No, a code linter cannot fully replace traditional SAST solutions. Linters are excellent for catching common, pattern-based vulnerabilities early, educating developers, and shifting security left. However, SAST tools perform more exhaustive, whole-program analysis, detecting complex data flow issues, cryptographic weaknesses, and architectural flaws that are beyond the scope of most linters. They are complementary layers of defense; linters act as the first line, SAST as a deeper audit.

How much does it cost to implement security-focused linting?

Implementing security-focused linting is relatively low-cost compared to other security initiatives.

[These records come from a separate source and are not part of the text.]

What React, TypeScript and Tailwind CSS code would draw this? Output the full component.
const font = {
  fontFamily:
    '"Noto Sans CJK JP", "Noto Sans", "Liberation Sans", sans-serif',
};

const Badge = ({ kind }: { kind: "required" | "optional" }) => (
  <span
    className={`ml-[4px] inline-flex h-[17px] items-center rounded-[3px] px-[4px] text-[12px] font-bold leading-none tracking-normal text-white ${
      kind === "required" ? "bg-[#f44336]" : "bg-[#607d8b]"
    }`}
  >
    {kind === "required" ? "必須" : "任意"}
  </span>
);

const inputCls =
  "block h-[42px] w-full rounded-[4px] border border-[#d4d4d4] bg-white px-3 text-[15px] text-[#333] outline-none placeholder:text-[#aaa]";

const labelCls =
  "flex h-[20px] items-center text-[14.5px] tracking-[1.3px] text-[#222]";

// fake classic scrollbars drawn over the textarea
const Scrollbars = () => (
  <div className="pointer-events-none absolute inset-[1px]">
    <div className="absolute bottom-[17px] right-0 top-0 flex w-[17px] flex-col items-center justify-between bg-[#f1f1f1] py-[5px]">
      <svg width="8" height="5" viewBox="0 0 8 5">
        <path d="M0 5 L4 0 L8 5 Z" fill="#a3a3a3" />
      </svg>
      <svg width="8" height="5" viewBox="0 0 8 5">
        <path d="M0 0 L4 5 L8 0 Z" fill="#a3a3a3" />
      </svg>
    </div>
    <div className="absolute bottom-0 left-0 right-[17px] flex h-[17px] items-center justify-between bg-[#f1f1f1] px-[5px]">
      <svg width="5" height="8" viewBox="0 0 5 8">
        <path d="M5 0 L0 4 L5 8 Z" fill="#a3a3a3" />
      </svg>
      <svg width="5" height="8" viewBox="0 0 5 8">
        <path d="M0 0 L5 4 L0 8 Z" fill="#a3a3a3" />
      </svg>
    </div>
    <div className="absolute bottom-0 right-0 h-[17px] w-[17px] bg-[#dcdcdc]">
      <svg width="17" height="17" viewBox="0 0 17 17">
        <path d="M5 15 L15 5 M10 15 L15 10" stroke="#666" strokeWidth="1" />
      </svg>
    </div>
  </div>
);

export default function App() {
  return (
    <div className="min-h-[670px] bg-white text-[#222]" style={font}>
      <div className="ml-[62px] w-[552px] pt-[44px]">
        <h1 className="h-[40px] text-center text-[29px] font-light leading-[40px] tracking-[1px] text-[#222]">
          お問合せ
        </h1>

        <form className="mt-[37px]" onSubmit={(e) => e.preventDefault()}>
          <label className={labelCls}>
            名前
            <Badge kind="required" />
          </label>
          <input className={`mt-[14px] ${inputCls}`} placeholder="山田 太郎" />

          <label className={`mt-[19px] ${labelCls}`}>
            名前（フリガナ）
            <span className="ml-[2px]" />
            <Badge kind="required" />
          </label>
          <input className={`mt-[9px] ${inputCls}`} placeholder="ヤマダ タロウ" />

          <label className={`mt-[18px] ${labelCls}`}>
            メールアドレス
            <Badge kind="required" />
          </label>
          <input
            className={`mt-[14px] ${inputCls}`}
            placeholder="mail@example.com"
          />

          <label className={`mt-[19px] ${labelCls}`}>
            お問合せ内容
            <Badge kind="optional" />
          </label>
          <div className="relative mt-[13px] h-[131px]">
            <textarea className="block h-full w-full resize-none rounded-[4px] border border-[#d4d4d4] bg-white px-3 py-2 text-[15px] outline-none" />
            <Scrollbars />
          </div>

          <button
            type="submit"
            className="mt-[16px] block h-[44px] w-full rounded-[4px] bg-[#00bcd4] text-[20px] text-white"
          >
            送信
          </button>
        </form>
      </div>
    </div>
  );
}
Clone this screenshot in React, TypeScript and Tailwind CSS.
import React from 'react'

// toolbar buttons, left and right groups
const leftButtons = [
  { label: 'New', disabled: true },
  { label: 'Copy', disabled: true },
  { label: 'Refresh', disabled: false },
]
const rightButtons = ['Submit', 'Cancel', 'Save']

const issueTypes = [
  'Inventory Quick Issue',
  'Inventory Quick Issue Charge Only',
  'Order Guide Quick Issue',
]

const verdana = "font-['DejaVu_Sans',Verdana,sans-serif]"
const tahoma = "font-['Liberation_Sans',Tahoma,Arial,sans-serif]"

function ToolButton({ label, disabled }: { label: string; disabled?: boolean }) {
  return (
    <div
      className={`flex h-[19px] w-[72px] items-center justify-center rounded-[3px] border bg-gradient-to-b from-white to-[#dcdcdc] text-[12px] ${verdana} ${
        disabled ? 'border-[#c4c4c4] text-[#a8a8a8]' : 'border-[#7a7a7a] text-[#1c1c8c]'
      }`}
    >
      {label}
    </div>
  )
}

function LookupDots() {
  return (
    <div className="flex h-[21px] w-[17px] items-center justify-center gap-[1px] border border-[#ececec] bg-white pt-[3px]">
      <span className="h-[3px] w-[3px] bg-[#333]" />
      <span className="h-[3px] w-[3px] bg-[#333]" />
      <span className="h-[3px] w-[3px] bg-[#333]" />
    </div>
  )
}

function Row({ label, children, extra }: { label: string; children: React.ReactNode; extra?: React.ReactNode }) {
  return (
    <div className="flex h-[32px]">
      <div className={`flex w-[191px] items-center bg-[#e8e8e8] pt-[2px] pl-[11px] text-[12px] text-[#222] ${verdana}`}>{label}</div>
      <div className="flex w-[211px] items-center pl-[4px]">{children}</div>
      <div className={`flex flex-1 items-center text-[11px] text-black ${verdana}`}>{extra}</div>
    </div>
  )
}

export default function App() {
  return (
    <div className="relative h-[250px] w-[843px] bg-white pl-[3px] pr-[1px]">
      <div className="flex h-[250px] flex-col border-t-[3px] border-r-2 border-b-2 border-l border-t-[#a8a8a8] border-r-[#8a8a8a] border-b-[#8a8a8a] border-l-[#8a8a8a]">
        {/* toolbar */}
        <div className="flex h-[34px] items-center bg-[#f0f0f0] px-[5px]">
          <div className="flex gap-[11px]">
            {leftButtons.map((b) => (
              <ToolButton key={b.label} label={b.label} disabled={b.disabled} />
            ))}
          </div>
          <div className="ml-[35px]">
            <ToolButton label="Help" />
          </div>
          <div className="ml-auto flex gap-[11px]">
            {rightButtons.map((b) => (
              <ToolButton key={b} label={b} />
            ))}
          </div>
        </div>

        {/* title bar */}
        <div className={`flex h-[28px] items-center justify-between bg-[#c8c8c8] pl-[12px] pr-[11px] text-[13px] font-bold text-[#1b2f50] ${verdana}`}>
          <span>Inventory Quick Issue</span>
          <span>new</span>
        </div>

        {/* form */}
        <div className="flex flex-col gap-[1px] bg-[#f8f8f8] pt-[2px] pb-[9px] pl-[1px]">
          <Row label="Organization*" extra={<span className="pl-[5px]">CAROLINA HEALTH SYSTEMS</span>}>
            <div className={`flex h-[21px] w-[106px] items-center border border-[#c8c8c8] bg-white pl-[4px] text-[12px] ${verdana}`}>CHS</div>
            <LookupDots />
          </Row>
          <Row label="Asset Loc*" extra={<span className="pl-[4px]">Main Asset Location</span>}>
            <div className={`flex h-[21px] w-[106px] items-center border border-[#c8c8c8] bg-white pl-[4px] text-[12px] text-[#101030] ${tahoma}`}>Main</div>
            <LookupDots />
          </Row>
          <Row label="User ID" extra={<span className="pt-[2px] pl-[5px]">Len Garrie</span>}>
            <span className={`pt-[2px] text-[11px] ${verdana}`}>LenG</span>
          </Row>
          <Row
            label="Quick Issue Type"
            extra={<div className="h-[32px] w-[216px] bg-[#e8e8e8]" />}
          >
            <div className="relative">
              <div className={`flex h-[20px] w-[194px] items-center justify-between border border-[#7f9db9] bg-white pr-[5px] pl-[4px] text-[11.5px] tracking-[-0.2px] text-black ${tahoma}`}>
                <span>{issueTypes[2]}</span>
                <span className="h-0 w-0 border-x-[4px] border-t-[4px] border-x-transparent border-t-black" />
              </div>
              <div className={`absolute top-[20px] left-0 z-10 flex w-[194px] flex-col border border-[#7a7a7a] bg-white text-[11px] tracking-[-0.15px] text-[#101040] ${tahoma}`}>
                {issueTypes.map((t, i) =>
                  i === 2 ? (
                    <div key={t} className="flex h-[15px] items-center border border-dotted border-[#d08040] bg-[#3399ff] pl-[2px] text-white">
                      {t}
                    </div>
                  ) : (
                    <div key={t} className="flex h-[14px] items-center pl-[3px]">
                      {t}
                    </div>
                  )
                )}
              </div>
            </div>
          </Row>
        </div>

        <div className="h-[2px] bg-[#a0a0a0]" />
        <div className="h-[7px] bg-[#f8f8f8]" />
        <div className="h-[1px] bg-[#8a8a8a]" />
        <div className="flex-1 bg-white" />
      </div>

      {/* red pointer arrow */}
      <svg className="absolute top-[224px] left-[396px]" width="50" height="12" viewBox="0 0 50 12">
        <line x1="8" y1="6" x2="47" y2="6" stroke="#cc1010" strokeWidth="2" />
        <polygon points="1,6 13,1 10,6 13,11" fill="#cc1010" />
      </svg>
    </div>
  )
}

Most linters (like ESLint, Bandit, PMD) are open-source and free. The primary costs are the time investment for initial configuration, developing custom rules, and integrating them into your CI/CD pipeline. Training developers on new rules also represents a small investment. However, these costs are quickly recouped through reduced bug-fixing expenses and increased development efficiency, often saving hundreds of thousands of dollars in potential breach costs.

Which programming languages benefit most from security-focused linters?

All programming languages can benefit, but dynamic languages like JavaScript, Python, and Ruby, which have more flexibility and common pitfalls related to input validation and execution, often see immediate and significant gains from security-focused linting. Compiled languages like Java and C# also benefit from rules catching insecure API usage, resource leaks, or improper error handling. The key is that any language with common vulnerability patterns can be made more secure by enforcing best practices at the coding stage.